### What this task involves
Reproduce each line bearing the word "index".

### Data section
____________

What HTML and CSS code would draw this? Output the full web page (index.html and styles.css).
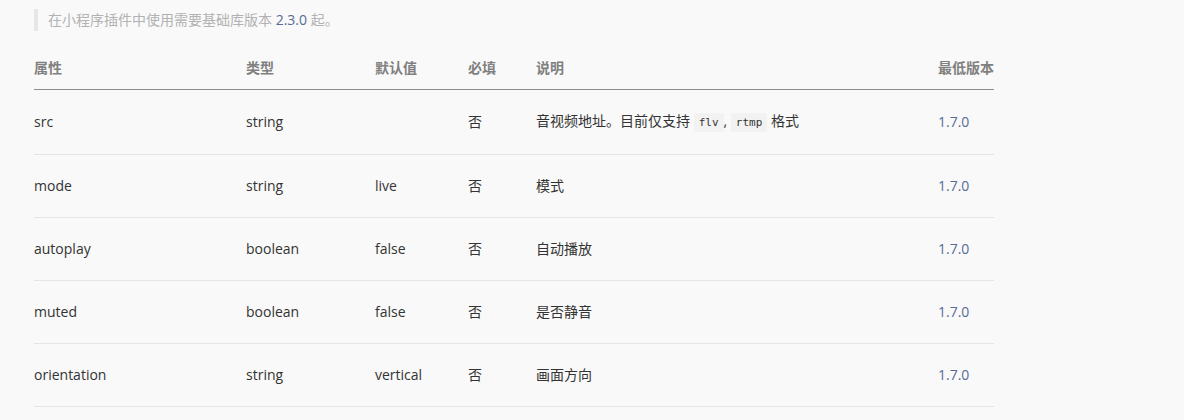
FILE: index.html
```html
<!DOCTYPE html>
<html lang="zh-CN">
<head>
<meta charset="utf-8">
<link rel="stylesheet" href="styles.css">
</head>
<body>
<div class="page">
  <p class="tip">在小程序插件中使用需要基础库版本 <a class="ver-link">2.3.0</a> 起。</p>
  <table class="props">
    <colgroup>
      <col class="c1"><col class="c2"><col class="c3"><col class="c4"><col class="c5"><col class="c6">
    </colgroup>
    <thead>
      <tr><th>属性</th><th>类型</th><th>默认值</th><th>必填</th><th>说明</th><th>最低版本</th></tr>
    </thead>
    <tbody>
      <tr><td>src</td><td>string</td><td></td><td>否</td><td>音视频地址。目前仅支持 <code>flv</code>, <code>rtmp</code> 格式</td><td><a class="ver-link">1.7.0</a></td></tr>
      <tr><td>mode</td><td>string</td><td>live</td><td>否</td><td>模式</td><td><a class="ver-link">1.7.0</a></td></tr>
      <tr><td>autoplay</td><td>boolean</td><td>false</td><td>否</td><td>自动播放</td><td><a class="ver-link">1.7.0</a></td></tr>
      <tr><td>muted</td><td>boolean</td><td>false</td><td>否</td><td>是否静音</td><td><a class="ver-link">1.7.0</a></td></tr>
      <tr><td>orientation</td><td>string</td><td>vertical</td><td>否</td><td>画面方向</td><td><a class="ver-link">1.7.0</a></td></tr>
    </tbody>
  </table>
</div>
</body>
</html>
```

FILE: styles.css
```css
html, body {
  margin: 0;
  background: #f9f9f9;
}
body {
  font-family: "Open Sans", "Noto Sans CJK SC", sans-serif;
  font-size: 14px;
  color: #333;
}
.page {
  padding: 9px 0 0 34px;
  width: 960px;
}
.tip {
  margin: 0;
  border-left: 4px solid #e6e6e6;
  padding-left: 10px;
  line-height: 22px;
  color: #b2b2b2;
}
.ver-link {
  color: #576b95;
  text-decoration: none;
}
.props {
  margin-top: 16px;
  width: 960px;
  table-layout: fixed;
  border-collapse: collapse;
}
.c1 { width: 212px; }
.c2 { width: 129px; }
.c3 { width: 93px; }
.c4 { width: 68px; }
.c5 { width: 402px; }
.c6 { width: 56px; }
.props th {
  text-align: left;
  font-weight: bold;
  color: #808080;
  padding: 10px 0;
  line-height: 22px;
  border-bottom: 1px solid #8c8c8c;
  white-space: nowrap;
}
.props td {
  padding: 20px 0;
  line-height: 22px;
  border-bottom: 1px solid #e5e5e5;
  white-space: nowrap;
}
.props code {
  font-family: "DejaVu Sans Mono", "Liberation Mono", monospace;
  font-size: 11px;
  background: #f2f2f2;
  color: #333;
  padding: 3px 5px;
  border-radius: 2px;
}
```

____________

### Full solution
What HTML and CSS code would draw this? Output the full web page (index.html and styles.css).
FILE: index.html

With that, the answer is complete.